Short problem -
All pictures are to be skipped; retype only the lines from the top of the entries through the line with "import React from", both included.

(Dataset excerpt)
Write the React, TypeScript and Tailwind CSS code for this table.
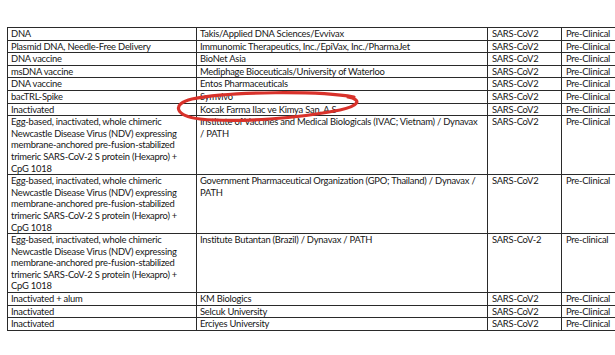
import React from "react";

const egg = [
  "Egg-based, inactivated, whole chimeric",
  "Newcastle Disease Virus (NDV) expressing",
  "membrane-anchored pre-fusion-stabilized",
  "trimeric SARS-CoV-2 S protein (Hexapro) +",
  "CpG 1018",
];

type Row = { a: string[]; b: string[]; c: string; d: string };

const rows: Row[] = [
  { a: ["DNA"], b: ["Takis/Applied DNA Sciences/Evvivax"], c: "SARS-CoV2", d: "Pre-Clinical" },
  { a: ["Plasmid DNA, Needle-Free Delivery"], b: ["Immunomic Therapeutics, Inc./EpiVax, Inc./PharmaJet"], c: "SARS-CoV2", d: "Pre-Clinical" },
  { a: ["DNA vaccine"], b: ["BioNet Asia"], c: "SARS-CoV2", d: "Pre-Clinical" },
  { a: ["msDNA vaccine"], b: ["Mediphage Bioceuticals/University of Waterloo"], c: "SARS-CoV2", d: "Pre-Clinical" },
  { a: ["DNA vaccine"], b: ["Entos Pharmaceuticals"], c: "SARS-CoV2", d: "Pre-Clinical" },
  { a: ["bacTRL-Spike"], b: ["Symvivo"], c: "SARS-CoV2", d: "Pre-Clinical" },
  { a: ["Inactivated"], b: ["Kocak Farma Ilac ve Kimya San. A.S"], c: "SARS-CoV2", d: "Pre-Clinical" },
  { a: egg, b: ["Institute of Vaccines and Medical Biologicals (IVAC; Vietnam) / Dynavax", "/ PATH"], c: "SARS-CoV2", d: "Pre-Clinical" },
  { a: egg, b: ["Government Pharmaceutical Organization (GPO; Thailand) / Dynavax /", "PATH"], c: "SARS-CoV2", d: "Pre-Clinical" },
  { a: egg, b: ["Institute Butantan (Brazil) / Dynavax / PATH"], c: "SARS-CoV-2", d: "Pre-clinical" },
  { a: ["Inactivated + alum"], b: ["KM Biologics"], c: "SARS-CoV2", d: "Pre-Clinical" },
  { a: ["Inactivated"], b: ["Selcuk University"], c: "SARS-CoV2", d: "Pre-Clinical" },
  { a: ["Inactivated"], b: ["Erciyes University"], c: "SARS-CoV2", d: "Pre-Clinical" },
];

function Lines({ lines }: { lines: string[] }) {
  return (
    <>
      {lines.map((l, i) => (
        <div key={i} className="whitespace-nowrap">
          {l}
        </div>
      ))}
    </>
  );
}

export default function App() {
  const cell = "border border-[#2a2a2a] align-top pl-[3px] pr-0 py-0 overflow-hidden";
  return (
    <div
      className="relative w-[615px] h-[355px] overflow-hidden bg-white text-[#161616]"
      style={{ fontFamily: "Lato, 'Open Sans', sans-serif" }}
    >
      <div className="pt-[27px] pl-[7px]">
        <table className="border-collapse table-fixed w-[660px] text-[9.4px] leading-[11.6px] tracking-[-0.22px]">
          <colgroup>
            <col className="w-[189px]" />
            <col className="w-[291px]" />
            <col className="w-[74px]" />
            <col className="w-[106px]" />
          </colgroup>
          <tbody>
            {rows.map((r, i) => (
              <tr key={i}>
                <td className={cell}>
                  <Lines lines={r.a} />
                </td>
                <td className={cell}>
                  <Lines lines={r.b} />
                </td>
                <td className={cell + " pl-[4px]"}>{r.c}</td>
                <td className={cell + " pl-[4px]"}>{r.d}</td>
              </tr>
            ))}
          </tbody>
        </table>
      </div>
      <svg
        className="absolute inset-0 pointer-events-none"
        width="615"
        height="355"
        viewBox="0 0 615 355"
      >
        <path
          d="M 354 97 C 320 91, 232 91, 192 99 C 171 104, 175 116, 200 119 C 240 123, 300 118, 340 110 C 358 106, 363 100, 348 97"
          fill="none"
          stroke="#d8322b"
          strokeWidth="3.2"
          strokeLinecap="round"
        />
      </svg>
    </div>
  );
}
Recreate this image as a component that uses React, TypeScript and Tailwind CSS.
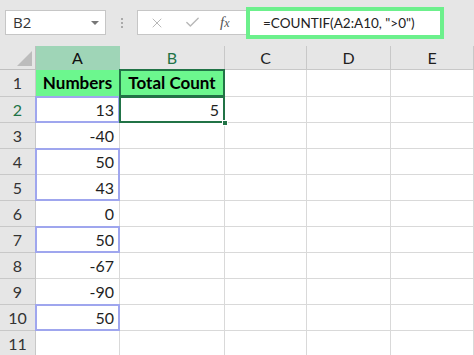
import { X, Check } from 'lucide-react'

const cols = ['A', 'B', 'C', 'D', 'E']
const colW = ['w-[84px]', 'w-[105px]', 'w-[82px]', 'w-[84px]', 'flex-1']
const rowH = ['h-[27px]', 'h-[26px]', 'h-[26px]', 'h-[26px]', 'h-[26px]', 'h-[26px]', 'h-[26px]', 'h-[26px]', 'h-[26px]', 'h-[26px]', 'h-[26px]']

// values in column A, row 2..10
const nums: Record<number, string> = { 2: '13', 3: '-40', 4: '50', 5: '43', 6: '0', 7: '50', 8: '-67', 9: '-90', 10: '50' }

// range highlight edges for cells > 0
const blue: Record<number, string> = {
  2: 'border-2',
  4: 'border-2 border-b-0',
  5: 'border-2 border-t-0',
  7: 'border-2',
  10: 'border-2',
}

function Cell({ row, col }: { row: number; col: number }) {
  const base = `${colW[col]} relative shrink-0 border-r border-b border-[#d9d9d9] flex items-center justify-end pr-[5px]`
  if (row === 1 && col < 2) {
    return (
      <div className={`${colW[col]} relative shrink-0 border-r border-b border-[#d9d9d9] bg-[#6cf78e] flex items-center justify-center font-bold text-[17px] text-black`}>
        {col === 0 ? 'Numbers' : 'Total Count'}
        {col === 1 && <div className="absolute -inset-[1px] border-2 border-[#217346]" />}
      </div>
    )
  }
  if (col === 0) {
    return (
      <div className={base}>
        <span className="relative z-10">{nums[row] ?? ''}</span>
        {blue[row] && <div className={`absolute -inset-[1px] border-[#9fa6ee] ${blue[row]}`} />}
      </div>
    )
  }
  if (row === 2 && col === 1) {
    return (
      <div className={base}>
        5
        <div className="absolute -inset-[1px] border-2 border-[#217346]" />
        <div className="absolute -right-[4px] -bottom-[4px] w-[6px] h-[6px] bg-[#217346] border border-white z-20" />
      </div>
    )
  }
  return <div className={base} />
}

export default function App() {
  return (
    <div className="w-[474px] h-[355px] overflow-hidden bg-white text-[#1f1f1f]" style={{ fontFamily: 'Lato, "Open Sans", sans-serif' }}>
      {/* formula bar */}
      <div className="h-[46px] bg-[#e6e6e6] flex items-start pt-[10px] pl-[5px]">
        <div className="w-[101px] h-[25px] bg-white border border-[#c6c6c6] flex items-center pl-[7px] pr-[6px] text-[15px] text-[#333]" style={{ fontFamily: '"Open Sans", sans-serif' }}>
          <span className="flex-1">B2</span>
          <span className="w-0 h-0 border-l-[4px] border-r-[4px] border-t-[4px] border-l-transparent border-r-transparent border-t-[#777]" />
        </div>
        <div className="w-[31px] h-[25px] flex flex-col items-center justify-center gap-[2px]">
          <span className="w-[2px] h-[2px] bg-[#aaa]" />
          <span className="w-[2px] h-[2px] bg-[#aaa]" />
          <span className="w-[2px] h-[2px] bg-[#aaa]" />
        </div>
        <div className="w-[109px] h-[25px] bg-white border border-[#c6c6c6] border-r-0 flex items-center pl-[11px] text-[#b8b8b8]">
          <X size={16} strokeWidth={1.5} />
          <Check size={17} strokeWidth={2} className="ml-[19px]" />
          <span className="ml-[19px] italic text-[15px] text-[#555]" style={{ fontFamily: '"Liberation Serif", serif' }}>
            f<span className="text-[12px]">x</span>
          </span>
        </div>
        <div className="-mt-[3px] w-[198px] h-[32px] bg-white border-[4px] border-[#6cf08c] flex items-center pl-[13px] text-[13.5px] text-[#222]">
          =COUNTIF(A2:A10, "&gt;0")
        </div>
      </div>

      {/* column headers */}
      <div className="flex h-[24px]">
        <div className="w-[36px] shrink-0 bg-[#e6e6e6] border-r border-b border-[#bfbfbf] flex items-end justify-end p-[3px]">
          <svg width="15" height="15" viewBox="0 0 15 15"><path d="M15 0 L15 15 L0 15 Z" fill="#bcbcbc" /></svg>
        </div>
        {cols.map((c, i) => (
          <div
            key={c}
            className={`${colW[i]} shrink-0 border-r border-b flex items-center justify-center text-[16px] ${i === 0 ? 'bg-[#9fd5b7] border-[#9fd5b7] text-[#111]' : 'bg-[#e6e6e6] border-[#c8c8c8]'} ${i === 1 ? 'text-[#217346]' : ''}`}
          >
            {c}
          </div>
        ))}
      </div>

      {/* rows */}
      {rowH.map((h, r) => {
        const row = r + 1
        return (
          <div key={row} className={`flex ${h}`}>
            <div className={`w-[36px] shrink-0 bg-[#e6e6e6] border-r border-b border-[#c8c8c8] flex items-center justify-center text-[16px] ${row === 2 ? 'text-[#217346]' : 'text-[#333]'}`}>
              {row}
            </div>
            {cols.map((c, i) => (
              <Cell key={c} row={row} col={i} />
            ))}
          </div>
        )
      })}
    </div>
  )
}
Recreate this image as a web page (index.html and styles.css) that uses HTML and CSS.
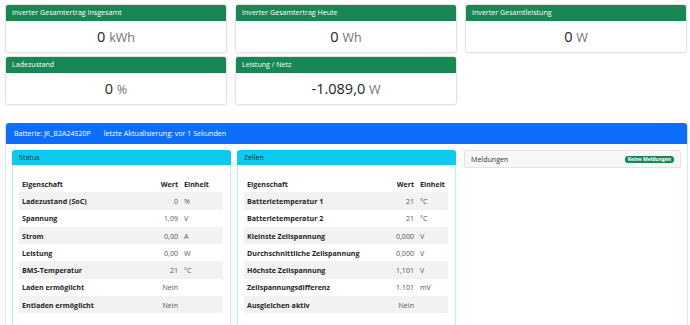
FILE: index.html
```html
<!DOCTYPE html>
<html lang="de">
<head>
    <meta charset="UTF-8">
    <title>Batterie Übersicht</title>
    <link rel="stylesheet" href="styles.css">
</head>
<body>
    <div class="tiles">
        <div class="tile">
            <div class="tile-head">Inverter Gesamtertrag Insgesamt</div>
            <div class="tile-body">0 <span class="unit">kWh</span></div>
        </div>
        <div class="tile">
            <div class="tile-head">Inverter Gesamtertrag Heute</div>
            <div class="tile-body">0 <span class="unit">Wh</span></div>
        </div>
        <div class="tile">
            <div class="tile-head">Inverter Gesamtleistung</div>
            <div class="tile-body">0 <span class="unit">W</span></div>
        </div>
        <div class="tile">
            <div class="tile-head">Ladezustand</div>
            <div class="tile-body">0 <span class="unit">%</span></div>
        </div>
        <div class="tile">
            <div class="tile-head">Leistung / Netz</div>
            <div class="tile-body">-1.089,0 <span class="unit">W</span></div>
        </div>
    </div>

    <div class="battery">
        <div class="battery-head">
            <span>Batterie: JK_B2A24S20P</span>
            <span>letzte Aktualisierung: vor 1 Sekunden</span>
        </div>
        <div class="battery-body">
            <div class="panel">
                <div class="panel-head">Status</div>
                <div class="panel-body">
                    <table class="props status">
                        <tr><th>Eigenschaft</th><th class="num">Wert</th><th>Einheit</th></tr>
                        <tr><td>Ladezustand (SoC)</td><td class="num">0</td><td>%</td></tr>
                        <tr><td>Spannung</td><td class="num">1,09</td><td>V</td></tr>
                        <tr><td>Strom</td><td class="num">0,00</td><td>A</td></tr>
                        <tr><td>Leistung</td><td class="num">0,00</td><td>W</td></tr>
                        <tr><td>BMS-Temperatur</td><td class="num">21</td><td>°C</td></tr>
                        <tr><td>Laden ermöglicht</td><td class="num">Nein</td><td></td></tr>
                        <tr><td>Entladen ermöglicht</td><td class="num">Nein</td><td></td></tr>
                    </table>
                </div>
            </div>
            <div class="panel">
                <div class="panel-head">Zellen</div>
                <div class="panel-body">
                    <table class="props cells">
                        <tr><th>Eigenschaft</th><th class="num">Wert</th><th>Einheit</th></tr>
                        <tr><td>Batterietemperatur 1</td><td class="num">21</td><td>°C</td></tr>
                        <tr><td>Batterietemperatur 2</td><td class="num">21</td><td>°C</td></tr>
                        <tr><td>Kleinste Zellspannung</td><td class="num">0,000</td><td>V</td></tr>
                        <tr><td>Durchschnittliche Zellspannung</td><td class="num">0,000</td><td>V</td></tr>
                        <tr><td>Höchste Zellspannung</td><td class="num">1,101</td><td>V</td></tr>
                        <tr><td>Zellspannungsdifferenz</td><td class="num">1.101</td><td>mV</td></tr>
                        <tr><td>Ausgleichen aktiv</td><td class="num">Nein</td><td></td></tr>
                    </table>
                </div>
            </div>
            <div class="messages">
                <span>Meldungen</span>
                <span class="badge">Keine Meldungen</span>
            </div>
        </div>
    </div>
</body>
</html>
```

FILE: styles.css
```css
body {
    margin: 0;
    padding: 4px 2px 0 5px;
    font-family: "Open Sans", "Noto Sans", sans-serif;
    font-size: 7.1px;
    color: #212529;
    background-color: #fff;
    overflow: hidden;
    height: 325px;
    box-sizing: border-box;
}

.tiles {
    display: grid;
    grid-template-columns: repeat(3, 222px);
    column-gap: 8px;
    row-gap: 3px;
}

.tile {
    border: 1px solid #e3e3e3;
    border-radius: 3px;
    overflow: hidden;
    box-shadow: 0 1px 2px rgba(0, 0, 0, 0.05);
}

.tile-head {
    background-color: #198754;
    color: #fff;
    height: 17px;
    line-height: 17px;
    padding: 0 7px;
    margin: -1px -1px 0;
}

.tile-body {
    height: 31px;
    line-height: 31px;
    text-align: center;
    font-size: 14.5px;
    color: #212529;
}

.unit {
    color: #6c757d;
    font-size: 12.5px;
}

.battery {
    margin-top: 18px;
    border: 1px solid #dbe6f5;
    border-top: none;
    border-radius: 3px;
}

.battery-head {
    background-color: #0d6efd;
    color: #fff;
    height: 21px;
    line-height: 21px;
    padding: 0 8px;
    border-radius: 3px 3px 0 0;
    display: flex;
    gap: 13px;
}

.battery-body {
    padding: 6px 6px 0;
    display: grid;
    grid-template-columns: repeat(3, 219px);
    column-gap: 6px;
    align-items: start;
}

.panel {
    border: 1px solid #b9ebf5;
    border-radius: 3px;
    height: 190px;
}

.panel-head {
    background-color: #0dcaf0;
    color: #1b2a33;
    height: 15px;
    line-height: 15px;
    padding: 0 7px;
    margin: -1px -1px 0;
    border-radius: 3px 3px 0 0;
}

.panel-body {
    padding: 10px 7px 0 6px;
}

.props {
    width: 204px;
    border-collapse: collapse;
    table-layout: fixed;
}

.props th,
.props td {
    height: 17.3px;
    padding: 0 3px;
    text-align: left;
    white-space: nowrap;
    overflow: hidden;
}

.props th {
    font-weight: 700;
}

.props td:first-child {
    font-weight: 700;
}

.props td.num,
.props td:last-child {
    color: #555;
}

.props .num {
    text-align: right;
}

.props tr:nth-child(even) td {
    background-color: #f2f2f2;
}

.status th:first-child { width: 119px; }
.status th:nth-child(2) { width: 31px; }

.cells th:first-child { width: 129px; }
.cells th:nth-child(2) { width: 32px; }

.messages {
    margin-left: 2px;
    height: 16px;
    border: 1px solid #ecdfdf;
    border-radius: 2px;
    background-color: #f7f7f7;
    color: #333;
    display: flex;
    align-items: center;
    justify-content: space-between;
    padding: 0 6px 0 6px;
}

.badge {
    background-color: #198754;
    color: #fff;
    font-size: 5px;
    font-weight: 700;
    padding: 1px 3px;
    border-radius: 3px;
    line-height: 5px;
}
```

Written answer -
Write the React, TypeScript and Tailwind CSS code for this table.
import React from "react";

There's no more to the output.